APK quotes people (including myself) without context and should not be trusted. Just thought you should know.
Say it with me now, "A strong dollar is a good for imports. A weak dollar is good for exports."
XServe died because it was useless and nobody was buying.
Incorrect. Xserve was a great product line and it made money, but it just wasn't big enough for Apple to keep around.
-jcr
So basically you've just said he's right and no-one was buying it.
However much you try to sugarcoat it in fanboy logic.
Calling someone a "hater" only means you can not rationally rebut their argument.
So what?
Apple has development groups in Pittsburgh, Paris, Cork, and somewhere in China, I forget which city.
-jcr
The only title of honor that a tyrant can grant is "Enemy of the State."
So basically you've just said he's right and no-one was buying it.
You fail at comprehension.

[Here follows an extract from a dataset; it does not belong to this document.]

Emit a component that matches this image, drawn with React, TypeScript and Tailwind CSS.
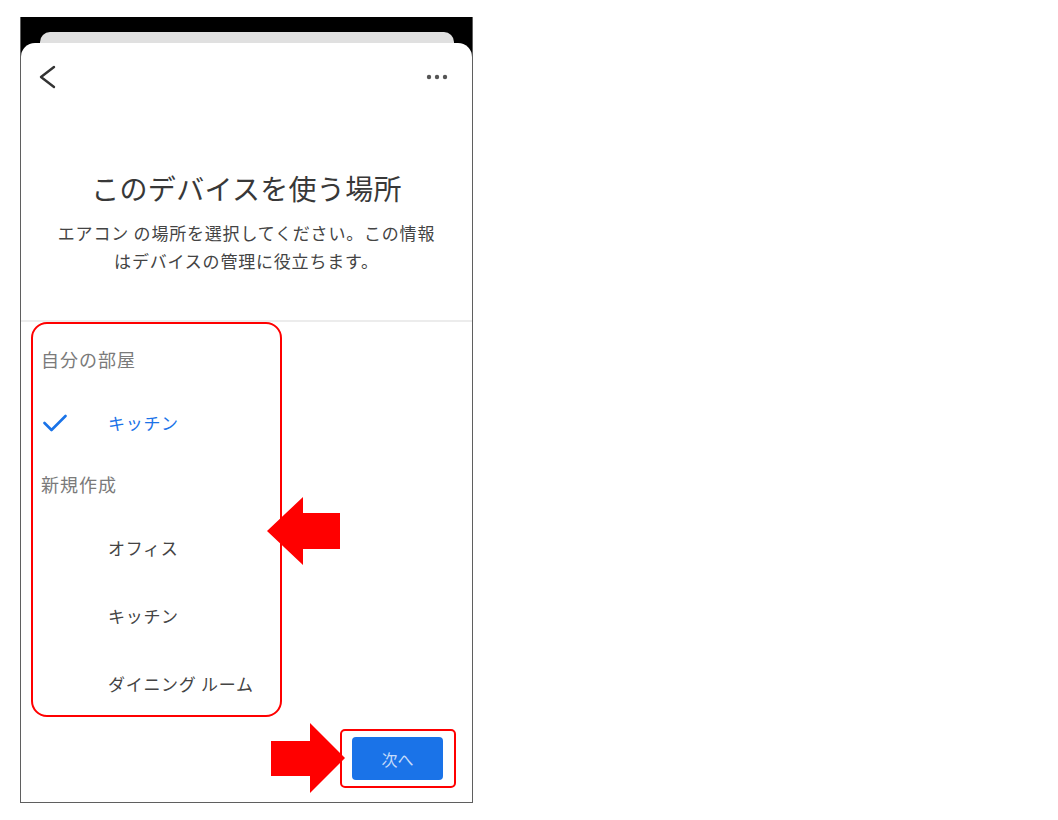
import React from "react";

const jp = { fontFamily: '"Noto Sans CJK JP", "Noto Sans", sans-serif' };

function BackChevron() {
  return (
    <svg width="18" height="24" viewBox="0 0 18 24" fill="none">
      <path d="M16 2 L3 12 L16 22" stroke="#333" strokeWidth="2.4" strokeLinecap="round" strokeLinejoin="round" />
    </svg>
  );
}

function MoreDots() {
  return (
    <svg width="22" height="6" viewBox="0 0 22 6">
      <circle cx="3" cy="3" r="2.2" fill="#555" />
      <circle cx="11" cy="3" r="2.2" fill="#555" />
      <circle cx="19" cy="3" r="2.2" fill="#555" />
    </svg>
  );
}

function CheckMark() {
  return (
    <svg width="24" height="18" viewBox="0 0 24 18" fill="none">
      <path d="M1.5 9 L8.5 16 L22.5 2" stroke="#1a73e8" strokeWidth="2.6" strokeLinecap="round" strokeLinejoin="round" />
    </svg>
  );
}

function SectionHeading({ label, h }: { label: string; h: string }) {
  return (
    <div className={`flex items-center pl-[8px] text-[18px] tracking-[1px] text-[#7a7a7a] ${h}`}>{label}</div>
  );
}

function RoomRow({ label, h }: { label: string; h: string }) {
  return (
    <div className={`flex items-center pl-[75px] text-[17px] tracking-[0.7px] text-[#444] ${h}`}>{label}</div>
  );
}

export default function App() {
  return (
    <div className="relative w-[1058px] h-[820px] bg-white pt-[17px] pl-[20px]" style={jp}>
      {/* phone frame */}
      <div className="w-[453px] bg-black border-x border-b border-[#5f5f5f] pt-[15px]">
        <div className="ml-[19px] mr-[18px] h-[11px] rounded-t-[10px] bg-[#e0e0e0]" />
        <div className="h-[759px] bg-white rounded-t-[14px] flex flex-col">
          <div className="h-[68px] flex items-center justify-between pl-[17px] pr-[24px]">
            <BackChevron />
            <MoreDots />
          </div>

          <h1 className="mt-[59px] text-center text-[28px] leading-[36px] tracking-[0.3px] text-[#383838] font-normal">
            このデバイスを使う場所
          </h1>
          <p className="mt-[13px] text-center text-[17px] leading-[28px] tracking-[0.8px] text-[#444]">
            エアコン の場所を選択してください。この情報
            <br />
            はデバイスの管理に役立ちます。
          </p>

          <div className="mt-[45px] h-[2px] bg-[#ececec]" />

          {/* room list */}
          <div className="ml-[10px] w-[251px] h-[395px] border-2 border-[#ff0000] rounded-[16px] flex flex-col">
            <SectionHeading label="自分の部屋" h="h-[70px]" />
            <div className="h-[57px] flex items-center pl-[10px]">
              <CheckMark />
              <span className="ml-[41px] text-[17px] tracking-[0.7px] text-[#1a73e8]">キッチン</span>
            </div>
            <SectionHeading label="新規作成" h="h-[66px]" />
            <RoomRow label="オフィス" h="h-[62px]" />
            <RoomRow label="キッチン" h="h-[73px]" />
            <RoomRow label="ダイニング ルーム" h="h-[63px]" />
          </div>

          <div className="mt-[12px] flex justify-end pr-[16px]">
            <div className="border-2 border-[#ff0000] rounded-[5px] pl-[10px] pr-[11px] py-[6px]">
              <button className="w-[91px] h-[43px] rounded-[4px] bg-[#1a73e8] text-[16px] text-[#c6dcfa] flex items-center justify-center">
                次へ
              </button>
            </div>
          </div>
        </div>
      </div>

      {/* callout arrows */}
      <svg className="absolute left-[266px] top-[496px]" width="76" height="71" viewBox="0 0 76 71">
        <polygon points="1,35 37,1 37,17 74,17 74,53 37,53 37,69" fill="#ff0000" />
      </svg>
      <svg className="absolute left-[270px] top-[722px]" width="77" height="73" viewBox="0 0 77 73">
        <polygon points="1,19 40,19 40,1 75,36 40,71 40,54 1,54" fill="#ff0000" />
      </svg>
    </div>
  );
}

Try again.
A product that's making enough money for a smaller company to keep around is not the same thing as a product that's worth Apple's investment.
-jcr
The only title of honor that a tyrant can grant is "Enemy of the State."
I don't think the xServe and xSan sold very well. After all, had they been runaway successes, I doubt Apple would have discontinued them. No public corporation is going to throw away easy money "just because".
Just because what? Because it has enough highly successful and profitable products and services, that dropping one slightly less profitable product that other companies would kill for, simply because putting the resources from that product into the even more profitable products actually makes sense?
People like you don't understand just how big and profitable Apple is.
Of course news about a fake are Fake News.